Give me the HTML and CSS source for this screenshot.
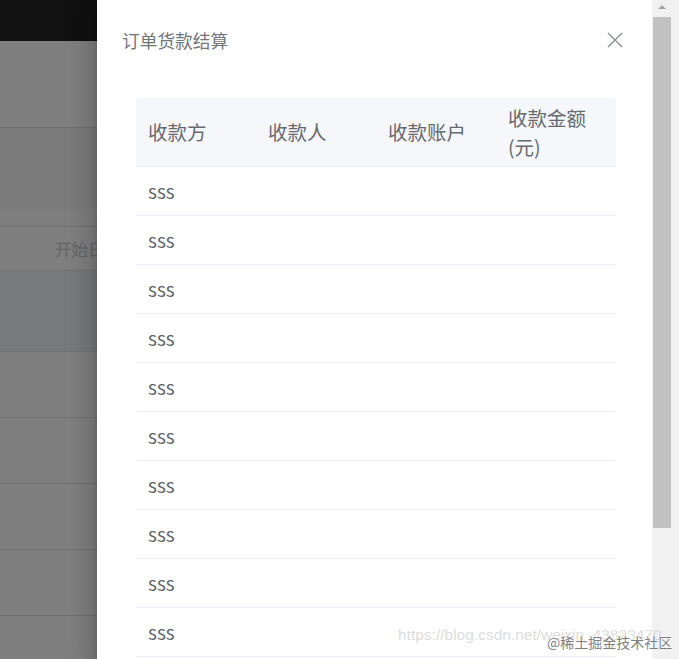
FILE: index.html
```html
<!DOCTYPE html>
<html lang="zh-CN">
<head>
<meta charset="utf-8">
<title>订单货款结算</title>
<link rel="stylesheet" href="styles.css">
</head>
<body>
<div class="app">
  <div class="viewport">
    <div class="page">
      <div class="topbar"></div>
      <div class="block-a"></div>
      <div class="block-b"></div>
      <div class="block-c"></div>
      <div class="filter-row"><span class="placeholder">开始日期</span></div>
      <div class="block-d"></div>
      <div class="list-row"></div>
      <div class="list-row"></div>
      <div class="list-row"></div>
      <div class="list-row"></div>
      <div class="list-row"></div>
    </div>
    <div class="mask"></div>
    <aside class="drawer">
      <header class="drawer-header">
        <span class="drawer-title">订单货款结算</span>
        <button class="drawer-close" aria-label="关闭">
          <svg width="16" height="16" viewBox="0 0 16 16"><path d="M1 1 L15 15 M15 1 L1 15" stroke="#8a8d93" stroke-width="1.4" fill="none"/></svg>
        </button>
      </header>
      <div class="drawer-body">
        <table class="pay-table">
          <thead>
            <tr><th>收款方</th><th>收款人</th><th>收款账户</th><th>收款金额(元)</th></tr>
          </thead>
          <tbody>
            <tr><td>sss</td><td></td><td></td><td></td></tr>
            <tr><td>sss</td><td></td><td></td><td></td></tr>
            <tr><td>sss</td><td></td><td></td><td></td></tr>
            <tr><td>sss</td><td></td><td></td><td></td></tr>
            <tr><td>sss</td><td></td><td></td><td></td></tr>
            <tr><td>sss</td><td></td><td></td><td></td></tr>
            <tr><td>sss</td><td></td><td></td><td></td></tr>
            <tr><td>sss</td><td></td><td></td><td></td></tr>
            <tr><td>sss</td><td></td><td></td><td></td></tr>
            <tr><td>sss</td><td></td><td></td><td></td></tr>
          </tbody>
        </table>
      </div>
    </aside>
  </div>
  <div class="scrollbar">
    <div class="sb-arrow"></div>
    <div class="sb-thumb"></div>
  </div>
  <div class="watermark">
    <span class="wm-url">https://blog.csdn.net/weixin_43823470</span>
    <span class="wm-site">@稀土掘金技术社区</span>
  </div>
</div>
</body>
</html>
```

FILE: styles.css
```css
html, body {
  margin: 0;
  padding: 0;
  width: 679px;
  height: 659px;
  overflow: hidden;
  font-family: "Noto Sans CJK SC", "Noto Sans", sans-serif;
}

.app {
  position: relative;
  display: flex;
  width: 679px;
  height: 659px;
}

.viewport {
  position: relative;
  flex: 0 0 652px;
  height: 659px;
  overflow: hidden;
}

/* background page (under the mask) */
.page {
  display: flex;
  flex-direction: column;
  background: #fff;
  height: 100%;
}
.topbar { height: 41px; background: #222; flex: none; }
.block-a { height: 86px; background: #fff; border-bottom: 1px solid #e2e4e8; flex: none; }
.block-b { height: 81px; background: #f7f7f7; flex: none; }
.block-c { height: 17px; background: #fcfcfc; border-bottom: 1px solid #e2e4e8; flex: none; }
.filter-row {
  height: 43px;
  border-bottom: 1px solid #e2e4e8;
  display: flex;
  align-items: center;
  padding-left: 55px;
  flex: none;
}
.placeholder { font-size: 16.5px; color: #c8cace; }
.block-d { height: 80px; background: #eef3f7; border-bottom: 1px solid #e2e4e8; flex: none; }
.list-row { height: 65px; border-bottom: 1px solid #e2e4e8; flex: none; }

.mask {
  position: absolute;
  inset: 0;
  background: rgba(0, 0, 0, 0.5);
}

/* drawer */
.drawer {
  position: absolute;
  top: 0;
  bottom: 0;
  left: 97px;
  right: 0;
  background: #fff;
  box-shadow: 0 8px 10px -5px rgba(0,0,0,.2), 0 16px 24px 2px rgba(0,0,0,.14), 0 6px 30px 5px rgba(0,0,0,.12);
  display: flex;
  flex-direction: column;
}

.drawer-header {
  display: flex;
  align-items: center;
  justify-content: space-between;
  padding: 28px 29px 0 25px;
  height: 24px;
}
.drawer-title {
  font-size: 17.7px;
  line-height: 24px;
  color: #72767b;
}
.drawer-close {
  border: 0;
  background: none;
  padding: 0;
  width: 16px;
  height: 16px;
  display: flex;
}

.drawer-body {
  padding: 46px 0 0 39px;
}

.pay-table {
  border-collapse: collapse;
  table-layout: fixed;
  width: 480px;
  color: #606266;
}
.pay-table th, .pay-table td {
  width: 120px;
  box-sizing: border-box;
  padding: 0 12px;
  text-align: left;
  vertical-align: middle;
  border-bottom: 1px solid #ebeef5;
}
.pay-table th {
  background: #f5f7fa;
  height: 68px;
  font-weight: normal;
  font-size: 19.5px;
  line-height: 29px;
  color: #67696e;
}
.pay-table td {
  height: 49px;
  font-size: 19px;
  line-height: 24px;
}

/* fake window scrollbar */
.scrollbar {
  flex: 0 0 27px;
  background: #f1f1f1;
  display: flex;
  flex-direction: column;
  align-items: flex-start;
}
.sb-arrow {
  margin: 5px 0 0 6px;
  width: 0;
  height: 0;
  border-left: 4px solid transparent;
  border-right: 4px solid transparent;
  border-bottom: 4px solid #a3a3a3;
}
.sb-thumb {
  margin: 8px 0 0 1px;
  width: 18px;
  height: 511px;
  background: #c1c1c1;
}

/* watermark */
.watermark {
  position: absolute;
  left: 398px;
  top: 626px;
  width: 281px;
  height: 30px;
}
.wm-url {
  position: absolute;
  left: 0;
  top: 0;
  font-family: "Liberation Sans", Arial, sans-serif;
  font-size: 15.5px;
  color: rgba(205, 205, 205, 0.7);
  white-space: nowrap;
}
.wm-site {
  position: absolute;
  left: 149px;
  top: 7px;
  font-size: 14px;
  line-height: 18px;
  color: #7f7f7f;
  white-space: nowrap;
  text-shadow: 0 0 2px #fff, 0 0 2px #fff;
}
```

-------

Exercise task: Go through the data above and transcribe it in full, omitting any image.

Result:
Give me the HTML and CSS source for this screenshot.
FILE: index.html
```html
<!DOCTYPE html>
<html lang="zh-CN">
<head>
<meta charset="utf-8">
<title>订单货款结算</title>
<link rel="stylesheet" href="styles.css">
</head>
<body>
<div class="app">
  <div class="viewport">
    <div class="page">
      <div class="topbar"></div>
      <div class="block-a"></div>
      <div class="block-b"></div>
      <div class="block-c"></div>
      <div class="filter-row"><span class="placeholder">开始日期</span></div>
      <div class="block-d"></div>
      <div class="list-row"></div>
      <div class="list-row"></div>
      <div class="list-row"></div>
      <div class="list-row"></div>
      <div class="list-row"></div>
    </div>
    <div class="mask"></div>
    <aside class="drawer">
      <header class="drawer-header">
        <span class="drawer-title">订单货款结算</span>
        <button class="drawer-close" aria-label="关闭">
          <svg width="16" height="16" viewBox="0 0 16 16"><path d="M1 1 L15 15 M15 1 L1 15" stroke="#8a8d93" stroke-width="1.4" fill="none"/></svg>
        </button>
      </header>
      <div class="drawer-body">
        <table class="pay-table">
          <thead>
            <tr><th>收款方</th><th>收款人</th><th>收款账户</th><th>收款金额(元)</th></tr>
          </thead>
          <tbody>
            <tr><td>sss</td><td></td><td></td><td></td></tr>
            <tr><td>sss</td><td></td><td></td><td></td></tr>
            <tr><td>sss</td><td></td><td></td><td></td></tr>
            <tr><td>sss</td><td></td><td></td><td></td></tr>
            <tr><td>sss</td><td></td><td></td><td></td></tr>
            <tr><td>sss</td><td></td><td></td><td></td></tr>
            <tr><td>sss</td><td></td><td></td><td></td></tr>
            <tr><td>sss</td><td></td><td></td><td></td></tr>
            <tr><td>sss</td><td></td><td></td><td></td></tr>
            <tr><td>sss</td><td></td><td></td><td></td></tr>
          </tbody>
        </table>
      </div>
    </aside>
  </div>
  <div class="scrollbar">
    <div class="sb-arrow"></div>
    <div class="sb-thumb"></div>
  </div>
  <div class="watermark">
    <span class="wm-url">https://blog.csdn.net/weixin_43823470</span>
    <span class="wm-site">@稀土掘金技术社区</span>
  </div>
</div>
</body>
</html>
```

FILE: styles.css
```css
html, body {
  margin: 0;
  padding: 0;
  width: 679px;
  height: 659px;
  overflow: hidden;
  font-family: "Noto Sans CJK SC", "Noto Sans", sans-serif;
}

.app {
  position: relative;
  display: flex;
  width: 679px;
  height: 659px;
}

.viewport {
  position: relative;
  flex: 0 0 652px;
  height: 659px;
  overflow: hidden;
}

/* background page (under the mask) */
.page {
  display: flex;
  flex-direction: column;
  background: #fff;
  height: 100%;
}
.topbar { height: 41px; background: #222; flex: none; }
.block-a { height: 86px; background: #fff; border-bottom: 1px solid #e2e4e8; flex: none; }
.block-b { height: 81px; background: #f7f7f7; flex: none; }
.block-c { height: 17px; background: #fcfcfc; border-bottom: 1px solid #e2e4e8; flex: none; }
.filter-row {
  height: 43px;
  border-bottom: 1px solid #e2e4e8;
  display: flex;
  align-items: center;
  padding-left: 55px;
  flex: none;
}
.placeholder { font-size: 16.5px; color: #c8cace; }
.block-d { height: 80px; background: #eef3f7; border-bottom: 1px solid #e2e4e8; flex: none; }
.list-row { height: 65px; border-bottom: 1px solid #e2e4e8; flex: none; }

.mask {
  position: absolute;
  inset: 0;
  background: rgba(0, 0, 0, 0.5);
}

/* drawer */
.drawer {
  position: absolute;
  top: 0;
  bottom: 0;
  left: 97px;
  right: 0;
  background: #fff;
  box-shadow: 0 8px 10px -5px rgba(0,0,0,.2), 0 16px 24px 2px rgba(0,0,0,.14), 0 6px 30px 5px rgba(0,0,0,.12);
  display: flex;
  flex-direction: column;
}

.drawer-header {
  display: flex;
  align-items: center;
  justify-content: space-between;
  padding: 28px 29px 0 25px;
  height: 24px;
}
.drawer-title {
  font-size: 17.7px;
  line-height: 24px;
  color: #72767b;
}
.drawer-close {
  border: 0;
  background: none;
  padding: 0;
  width: 16px;
  height: 16px;
  display: flex;
}

.drawer-body {
  padding: 46px 0 0 39px;
}

.pay-table {
  border-collapse: collapse;
  table-layout: fixed;
  width: 480px;
  color: #606266;
}
.pay-table th, .pay-table td {
  width: 120px;
  box-sizing: border-box;
  padding: 0 12px;
  text-align: left;
  vertical-align: middle;
  border-bottom: 1px solid #ebeef5;
}
.pay-table th {
  background: #f5f7fa;
  height: 68px;
  font-weight: normal;
  font-size: 19.5px;
  line-height: 29px;
  color: #67696e;
}
.pay-table td {
  height: 49px;
  font-size: 19px;
  line-height: 24px;
}

/* fake window scrollbar */
.scrollbar {
  flex: 0 0 27px;
  background: #f1f1f1;
  display: flex;
  flex-direction: column;
  align-items: flex-start;
}
.sb-arrow {
  margin: 5px 0 0 6px;
  width: 0;
  height: 0;
  border-left: 4px solid transparent;
  border-right: 4px solid transparent;
  border-bottom: 4px solid #a3a3a3;
}
.sb-thumb {
  margin: 8px 0 0 1px;
  width: 18px;
  height: 511px;
  background: #c1c1c1;
}

/* watermark */
.watermark {
  position: absolute;
  left: 398px;
  top: 626px;
  width: 281px;
  height: 30px;
}
.wm-url {
  position: absolute;
  left: 0;
  top: 0;
  font-family: "Liberation Sans", Arial, sans-serif;
  font-size: 15.5px;
  color: rgba(205, 205, 205, 0.7);
  white-space: nowrap;
}
.wm-site {
  position: absolute;
  left: 149px;
  top: 7px;
  font-size: 14px;
  line-height: 18px;
  color: #7f7f7f;
  white-space: nowrap;
  text-shadow: 0 0 2px #fff, 0 0 2px #fff;
}
```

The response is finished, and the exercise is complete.